→ **What this task involves**
Copy each line exactly. Drop every picture.

-- Start --

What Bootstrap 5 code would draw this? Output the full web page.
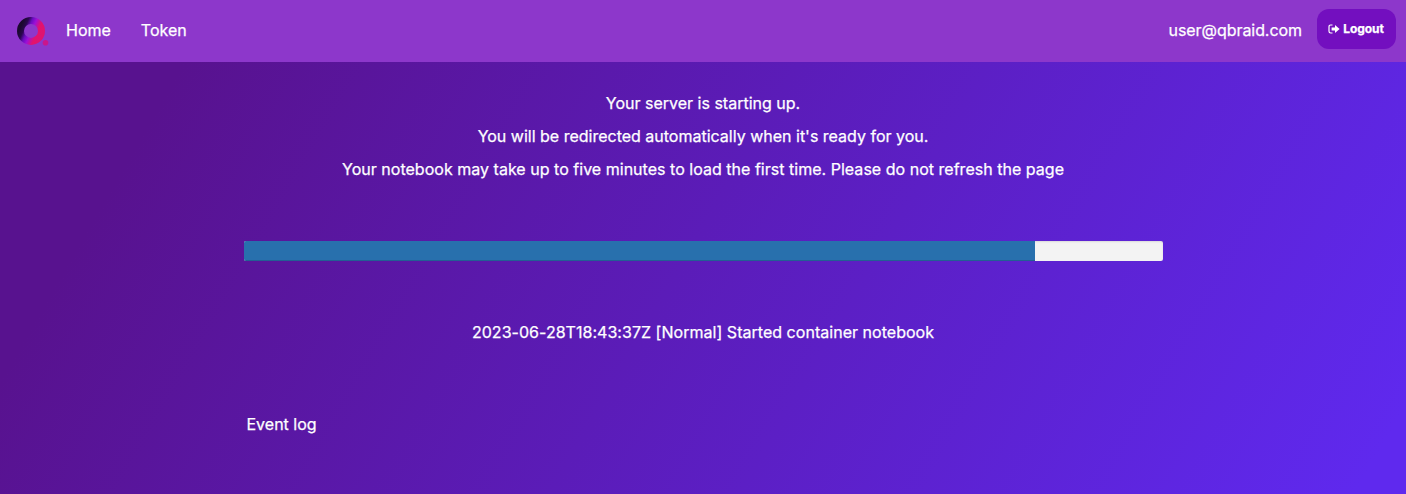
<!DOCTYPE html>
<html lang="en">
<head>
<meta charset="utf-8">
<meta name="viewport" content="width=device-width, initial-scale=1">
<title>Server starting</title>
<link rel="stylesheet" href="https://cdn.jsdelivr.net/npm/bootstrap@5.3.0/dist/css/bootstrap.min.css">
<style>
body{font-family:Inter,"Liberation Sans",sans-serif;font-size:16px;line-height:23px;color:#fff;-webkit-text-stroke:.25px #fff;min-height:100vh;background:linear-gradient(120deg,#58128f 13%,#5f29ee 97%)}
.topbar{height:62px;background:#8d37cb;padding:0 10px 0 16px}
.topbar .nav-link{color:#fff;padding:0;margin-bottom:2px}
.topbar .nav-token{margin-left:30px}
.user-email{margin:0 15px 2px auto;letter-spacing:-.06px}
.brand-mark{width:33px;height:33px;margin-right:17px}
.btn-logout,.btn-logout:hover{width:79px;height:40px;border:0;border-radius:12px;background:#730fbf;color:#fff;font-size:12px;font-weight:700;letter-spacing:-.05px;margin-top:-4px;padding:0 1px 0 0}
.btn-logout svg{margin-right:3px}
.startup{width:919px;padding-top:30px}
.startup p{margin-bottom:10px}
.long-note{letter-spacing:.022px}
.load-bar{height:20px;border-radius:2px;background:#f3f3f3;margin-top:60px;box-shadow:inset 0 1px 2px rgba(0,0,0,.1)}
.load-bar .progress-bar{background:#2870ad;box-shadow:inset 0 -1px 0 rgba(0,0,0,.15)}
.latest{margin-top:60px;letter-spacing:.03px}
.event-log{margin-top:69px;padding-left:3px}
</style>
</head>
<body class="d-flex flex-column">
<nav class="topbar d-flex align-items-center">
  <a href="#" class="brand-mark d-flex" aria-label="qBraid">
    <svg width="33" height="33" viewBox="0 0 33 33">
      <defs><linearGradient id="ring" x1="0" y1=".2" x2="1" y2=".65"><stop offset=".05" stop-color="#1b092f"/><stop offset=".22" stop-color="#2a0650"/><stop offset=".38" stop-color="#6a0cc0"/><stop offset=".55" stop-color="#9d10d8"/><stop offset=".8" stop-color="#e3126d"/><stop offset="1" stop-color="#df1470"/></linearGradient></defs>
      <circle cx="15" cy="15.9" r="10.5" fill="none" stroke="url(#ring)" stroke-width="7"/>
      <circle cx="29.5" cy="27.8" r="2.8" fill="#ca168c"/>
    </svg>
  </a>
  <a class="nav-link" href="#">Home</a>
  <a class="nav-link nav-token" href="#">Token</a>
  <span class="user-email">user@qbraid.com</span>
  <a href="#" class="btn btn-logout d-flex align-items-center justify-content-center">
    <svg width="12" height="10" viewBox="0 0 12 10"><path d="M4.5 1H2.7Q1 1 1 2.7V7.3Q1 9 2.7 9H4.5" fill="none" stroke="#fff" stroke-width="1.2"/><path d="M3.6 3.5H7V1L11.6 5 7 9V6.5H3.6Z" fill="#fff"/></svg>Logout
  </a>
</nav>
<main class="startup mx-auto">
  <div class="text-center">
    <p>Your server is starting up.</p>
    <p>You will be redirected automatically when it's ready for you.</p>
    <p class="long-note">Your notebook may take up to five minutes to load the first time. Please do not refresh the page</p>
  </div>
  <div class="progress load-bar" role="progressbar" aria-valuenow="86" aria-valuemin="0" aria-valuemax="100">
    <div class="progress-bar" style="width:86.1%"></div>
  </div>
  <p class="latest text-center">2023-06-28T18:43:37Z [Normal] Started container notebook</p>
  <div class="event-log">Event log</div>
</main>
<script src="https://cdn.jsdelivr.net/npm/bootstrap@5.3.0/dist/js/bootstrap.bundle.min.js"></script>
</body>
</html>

-- End --

→ **Reply to the task**
What Bootstrap 5 code would draw this? Output the full web page.
<!DOCTYPE html>
<html lang="en">
<head>
<meta charset="utf-8">
<meta name="viewport" content="width=device-width, initial-scale=1">
<title>Server starting</title>
<link rel="stylesheet" href="https://cdn.jsdelivr.net/npm/bootstrap@5.3.0/dist/css/bootstrap.min.css">
<style>
body{font-family:Inter,"Liberation Sans",sans-serif;font-size:16px;line-height:23px;color:#fff;-webkit-text-stroke:.25px #fff;min-height:100vh;background:linear-gradient(120deg,#58128f 13%,#5f29ee 97%)}
.topbar{height:62px;background:#8d37cb;padding:0 10px 0 16px}
.topbar .nav-link{color:#fff;padding:0;margin-bottom:2px}
.topbar .nav-token{margin-left:30px}
.user-email{margin:0 15px 2px auto;letter-spacing:-.06px}
.brand-mark{width:33px;height:33px;margin-right:17px}
.btn-logout,.btn-logout:hover{width:79px;height:40px;border:0;border-radius:12px;background:#730fbf;color:#fff;font-size:12px;font-weight:700;letter-spacing:-.05px;margin-top:-4px;padding:0 1px 0 0}
.btn-logout svg{margin-right:3px}
.startup{width:919px;padding-top:30px}
.startup p{margin-bottom:10px}
.long-note{letter-spacing:.022px}
.load-bar{height:20px;border-radius:2px;background:#f3f3f3;margin-top:60px;box-shadow:inset 0 1px 2px rgba(0,0,0,.1)}
.load-bar .progress-bar{background:#2870ad;box-shadow:inset 0 -1px 0 rgba(0,0,0,.15)}
.latest{margin-top:60px;letter-spacing:.03px}
.event-log{margin-top:69px;padding-left:3px}
</style>
</head>
<body class="d-flex flex-column">
<nav class="topbar d-flex align-items-center">
  <a href="#" class="brand-mark d-flex" aria-label="qBraid">
    <svg width="33" height="33" viewBox="0 0 33 33">
      <defs><linearGradient id="ring" x1="0" y1=".2" x2="1" y2=".65"><stop offset=".05" stop-color="#1b092f"/><stop offset=".22" stop-color="#2a0650"/><stop offset=".38" stop-color="#6a0cc0"/><stop offset=".55" stop-color="#9d10d8"/><stop offset=".8" stop-color="#e3126d"/><stop offset="1" stop-color="#df1470"/></linearGradient></defs>
      <circle cx="15" cy="15.9" r="10.5" fill="none" stroke="url(#ring)" stroke-width="7"/>
      <circle cx="29.5" cy="27.8" r="2.8" fill="#ca168c"/>
    </svg>
  </a>
  <a class="nav-link" href="#">Home</a>
  <a class="nav-link nav-token" href="#">Token</a>
  <span class="user-email">user@qbraid.com</span>
  <a href="#" class="btn btn-logout d-flex align-items-center justify-content-center">
    <svg width="12" height="10" viewBox="0 0 12 10"><path d="M4.5 1H2.7Q1 1 1 2.7V7.3Q1 9 2.7 9H4.5" fill="none" stroke="#fff" stroke-width="1.2"/><path d="M3.6 3.5H7V1L11.6 5 7 9V6.5H3.6Z" fill="#fff"/></svg>Logout
  </a>
</nav>
<main class="startup mx-auto">
  <div class="text-center">
    <p>Your server is starting up.</p>
    <p>You will be redirected automatically when it's ready for you.</p>
    <p class="long-note">Your notebook may take up to five minutes to load the first time. Please do not refresh the page</p>
  </div>
  <div class="progress load-bar" role="progressbar" aria-valuenow="86" aria-valuemin="0" aria-valuemax="100">
    <div class="progress-bar" style="width:86.1%"></div>
  </div>
  <p class="latest text-center">2023-06-28T18:43:37Z [Normal] Started container notebook</p>
  <div class="event-log">Event log</div>
</main>
<script src="https://cdn.jsdelivr.net/npm/bootstrap@5.3.0/dist/js/bootstrap.bundle.min.js"></script>
</body>
</html>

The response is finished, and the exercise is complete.